South Park declares cats illegal after kids start getting high on cat urine. Cartman starts hiding neighborhood cats in his attic to protect them, and Kenny becomes an addict and starts having Heavy Metal hallucinations.


This episode contains examples of the following tropes:

  • Art Shift: The cat-urine hallucinations put the characters into a world that resembles 70's fantasy art, more specifically Heavy Metal.
  • Children Are Tender-Hearted: Cartman gets a genuine Pet the Dog moment when the town starts outlawing cats because people are getting high off feline urine. Cartman takes it upon himself to shelter all of the kitties he can find (in a clear parody of Schindler's List) and keep them safe, even going out of his way to foster more cats than he can afford because he loves them so much.
  • Continuity Nod: Bebe, who wrote and read an essay on her old cat Thumper, has said cat confiscated by the DEA.
  • Does This Remind You of Anything?:
    • Cartman keeping cats in his attic is clearly a reference to keeping Jews in the attic during Nazi Germany; he even tells Mr. Kitty to write a diary. Ironically, he does not see the parallels of this.
    • Sheila finding a cat in Kyle's drawer is obviously meant to look as if she just found her son's stash of illegal drugs.
  • Do Not Do This Cool Thing: Mackay goes into great detail over the latest ways kids get high, which only inspires the kids to give it a try.
  • Here We Go Again!: Kenny ends up sniffing a bunch of flowers and re-enters the fantasy world, much to his friends' dismay.
  • Hypocritical Humor: Cartman, of all people, delivers a moral on not persecuting living things near the end. Kyle even questions if he notices any similarities between the events of the episode to one particular historical event.
  • Kindness Ball: This episode is one of the few that features Cartman doing an unambiguously selfless deed: sheltering the town's cats in his attic.
  • Misplaced Retribution: When kids start getting high off of cat urine, adults see it fit to start demonizing and confiscating cats around the neighborhood (regardless of if their owners use them for "cheesing" or not).
  • No Good Deed Goes Unpunished: Kyle hides a cat in his dresser to prevent Kenny from using it. Sheila finds the cat, and thinks that Kyle is using it himself, and he gets grounded. Gerald then uses the cat, and is caught cheesing in public in front of the entire town. On top of that, Kenny still finds cats, in Cartman's attic. Ultimately subverted in that Gerald is motivated to re-legalize cats, and Kenny stops cheesing.
  • Nonstandard Character Design: Everyone in the cheesing fantasy aside from Kenny and Gerald. The Large-Breasted Woman is rotoscoped footage of pornstar Lisa Daniels.
  • Pet the Dog: Cartman goes out of his way to protect the cats in South Park by hiding them in his attic.
  • Pun: Getting high off cat urine is called "Cheesing" because it is "FON to DUE" (sic).

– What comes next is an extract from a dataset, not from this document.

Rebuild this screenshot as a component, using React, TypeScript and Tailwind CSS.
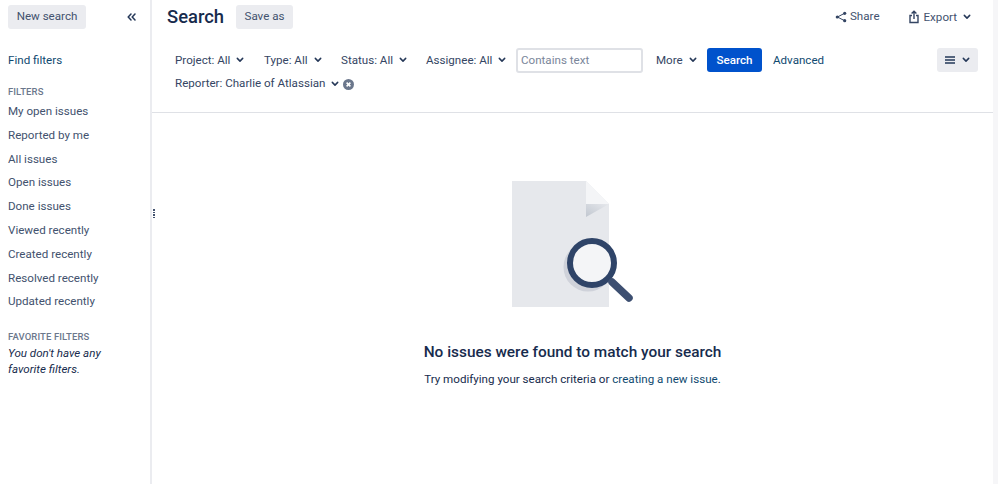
const filters = ["My open issues","Reported by me","All issues","Open issues","Done issues","Viewed recently","Created recently","Resolved recently","Updated recently"];

function Chev({ cls = "ml-[6px]" }: { cls?: string }) {
  return (
    <svg width="8" height="6" viewBox="0 0 8 6" className={cls} fill="none">
      <path d="M1.3 1.4 L4 4.1 L6.7 1.4" stroke="#253858" strokeWidth="1.5" strokeLinecap="round" strokeLinejoin="round" />
    </svg>
  );
}

function Crit({ label, cls }: { label: string; cls: string }) {
  return (
    <div className={`flex items-center whitespace-nowrap pt-[1px] ${cls}`}>
      <span>{label}</span>
      <Chev />
    </div>
  );
}

export default function App() {
  return (
    <div className="w-[998px] h-[484px] overflow-hidden bg-[#f6f6f8] flex font-['Roboto','Liberation_Sans',sans-serif] text-[11.6px] text-[#344563]">
      <aside className="w-[152px] shrink-0 bg-white border-r-2 border-[#ebecf0] pl-2 pt-[5px] relative">
        <div className="flex items-center justify-between pr-[14px]">
          <div className="w-[78px] h-[24px] bg-[#ebecf0] rounded-[3px] flex items-center justify-center text-[#42526e]">New search</div>
          <svg width="9" height="8" viewBox="0 0 9 8" fill="none">
            <path d="M4 1 L1.2 4 L4 7 M8 1 L5.2 4 L8 7" stroke="#253858" strokeWidth="1.5" strokeLinecap="round" strokeLinejoin="round" />
          </svg>
        </div>
        <div className="mt-[22px] leading-[18px] text-[#0f4a70]">Find filters</div>
        <div className="mt-[16px] text-[9.5px] font-medium leading-[14px] tracking-[0.1px] text-[#6b778c]">FILTERS</div>
        <ul className="mt-[1px]">
          {filters.map((f) => (
            <li key={f} className="h-[23.8px] leading-[23.8px] text-[#42526e] whitespace-nowrap">{f}</li>
          ))}
        </ul>
        <div className="mt-[16px] text-[9.5px] font-medium leading-[14px] tracking-[0.1px] text-[#6b778c]">FAVORITE FILTERS</div>
        <div className="mt-[1px] italic leading-[16px] text-[#172b4d]">You don't have any<br />favorite filters.</div>
        <div className="absolute left-[153px] top-[209px] flex flex-col gap-[1px]">
          {[0,1,2,3].map((i) => <span key={i} className="w-[1.5px] h-[1.5px] bg-[#42526e]" />)}
        </div>
      </aside>
      <main className="flex-1 min-w-0 flex flex-col bg-white mr-[5px]">
        <div className="h-[113px] border-b border-[#dfe1e6] pl-[15px] pr-[15px] shrink-0">
          <div className="flex items-center h-[24px] mt-[5px]">
            <h1 className="text-[18.4px] font-medium leading-[24px] text-[#172b4d] w-[58px]">Search</h1>
            <div className="ml-[11px] w-[57px] h-[24px] bg-[#ebecf0] rounded-[3px] flex items-center justify-center text-[#42526e]">Save as</div>
            <div className="ml-auto flex items-center text-[#42526e]">
              <svg width="12" height="12" viewBox="0 0 12 12" fill="none" className="mr-[3px]">
                <path d="M9.5 2.3 L2.5 6 L9.5 9.7" stroke="#344563" strokeWidth="1" />
                <circle cx="9.7" cy="2.3" r="1.6" fill="#344563" /><circle cx="2.3" cy="6" r="1.6" fill="#344563" /><circle cx="9.7" cy="9.7" r="1.6" fill="#344563" />
              </svg>
              <span>Share</span>
              <svg width="12" height="14" viewBox="0 0 12 14" fill="none" className="ml-[28px] mr-[4px]">
                <path d="M6 9V1.5 M3.6 3.6 L6 1.2 L8.4 3.6 M4 5.5H2V12.5H10V5.5H8" stroke="#344563" strokeWidth="1.4" />
              </svg>
              <span className="pt-[1px]">Export</span>
              <Chev cls="ml-[6px] mr-[7px]" />
            </div>
          </div>
          <div className="flex items-center h-[24px] mt-[19px] pl-[8px]">
            <Crit label="Project: All" cls="w-[89px]" />
            <Crit label="Type: All" cls="w-[77px]" />
            <Crit label="Status: All" cls="w-[85px]" />
            <Crit label="Assignee: All" cls="w-[90px]" />
            <div className="w-[127px] h-[25px] border-2 border-[#dfe1e6] rounded-[3px] pl-[3px] pt-[2px] flex items-center text-[#7a869a]">Contains text</div>
            <Crit label="More" cls="ml-[13px] w-[51px]" />
            <div className="w-[55px] h-[24px] bg-[#0052cc] rounded-[3px] pt-[1px] flex items-center justify-center text-white font-medium">Search</div>
            <div className="ml-[11px] pt-[1px] text-[#0f4a70]">Advanced</div>
            <div className="ml-auto w-[41px] h-[24px] bg-[#ebecf0] rounded-[3px] flex items-center justify-center gap-[7px]">
              <svg width="10" height="8" viewBox="0 0 10 8"><path d="M0 1H10M0 4H10M0 7H10" stroke="#253858" strokeWidth="1.4" /></svg>
              <Chev cls="" />
            </div>
          </div>
          <div className="flex items-center h-[16px] mt-[4px] pl-[8px]">
            <span>Reporter: Charlie of Atlassian</span>
            <Chev cls="ml-[6px]" />
            <svg width="11" height="11" viewBox="0 0 11 11" className="ml-[4px]">
              <circle cx="5.5" cy="5.5" r="5.5" fill="#6b778c" />
              <path d="M3.6 3.6 L7.4 7.4 M7.4 3.6 L3.6 7.4" stroke="#fff" strokeWidth="1.5" />
            </svg>
          </div>
        </div>
        <div className="flex flex-col items-center pt-[68px]">
          <svg width="122" height="126" viewBox="0 0 122 126" fill="none" className="ml-[1px]">
            <defs>
              <linearGradient id="fold" x1="0" y1="1" x2="1" y2="0">
                <stop offset="0" stopColor="#c1c7d0" />
                <stop offset="1" stopColor="#e6e8ec" />
              </linearGradient>
              <clipPath id="doc"><path d="M0 0 H74 L97 23 V126 H0 Z" /></clipPath>
            </defs>
            <path d="M0 0 H74 L97 23 V126 H0 Z" fill="#e6e8ec" />
            <path d="M74 0 L97 23 H74 Z" fill="#f4f5f7" />
            <path d="M74 23 H97 L74 36 Z" fill="url(#fold)" />
            <circle cx="76" cy="86" r="24.5" fill="#cfd2da" clipPath="url(#doc)" />
            <circle cx="80" cy="82" r="22" fill="#f4f5f7" stroke="#2f4468" strokeWidth="6" />
            <path d="M100 101 L117 117" stroke="#3d4f71" strokeWidth="7.5" strokeLinecap="round" />
          </svg>
          <h2 className="mt-[34px] text-[15.4px] font-medium leading-[22px] text-[#172b4d] whitespace-nowrap">No issues were found to match your search</h2>
          <p className="mt-[7px] leading-[18px] text-[#172b4d] whitespace-nowrap">Try modifying your search criteria or <span className="text-[#0f4a70]">creating a new issue</span>.</p>
        </div>
      </main>
    </div>
  );
}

  • Recovered Addict: Subverted. In the end of the episode, the boys comment on how Kenny got over his cat urine addiction and that he's now "high on life" as they see him sniffing some flowers... until Kenny starts sniffing on them rapidly and obsessivily to get high.
  • Retcon: Mr. Kitty is shown to be a male cat who can mark his territory in this episode, despite being female in past episodes such as "Cat Orgy".
  • Scare Campaign: A news report makes cats out to be horrible creatures.
  • Shared Mass Hallucination: Every guy who does Cheesing seems to see the exact same Heavy Metal world.
  • Shout-Out:
    • The fantasy sequences in this episode broadly reference the 1981 animated anthology film Heavy Metal in animation style, as well as many specific details:
      • The Loc-Nar Trophy is a reference to the Loc-Nar, the film's central villain.
      • The Large-Breasted Woman is a reference to Taarna, the protagonist of the film's most famous segment.
      • Gerald's bomber is a B-17, just like the "Pacific Pearl" section of the film.
      • The nose art on Gerald's plane identifies it as the "Jewish Princess".
      • "Heavy Metal (Takin' a Ride)" by Don Felder plays each time someone Cheeses.
      • Kenny's car is a 1979 black Pontiac Trans Am, a reference to the film's white Corvette.
    • In the attic where Cartman hides the cats, there is a picture of Arthur Conan Doyle, and he tells his cat to "write a diary."
    • Cartman hiding multiple cats in his attic references the The Diary of a Young Girl.
    • When he goes out to let in Rufus, Cartman wears a fedora and overcoat similar to Oskar Schindler in Schindler's List.
  • Take That!: Gerald's story line is one to former New York Governor Eliot Spitzer, who resigned after being caught in a prostitution scandal, complete with press conference. Sheila appearing at her husband's side with a dejected look on her face is a reference to Silda Spitzer, who also was by her then-husband's side and looking like she would rather be anywhere else.
  • You Are What You Hate: Gerald is the one that gets the cats outlawed in South Park, then it is later revealed the reason he is so gung-ho against Cheesing is because he used to be an addict back in college.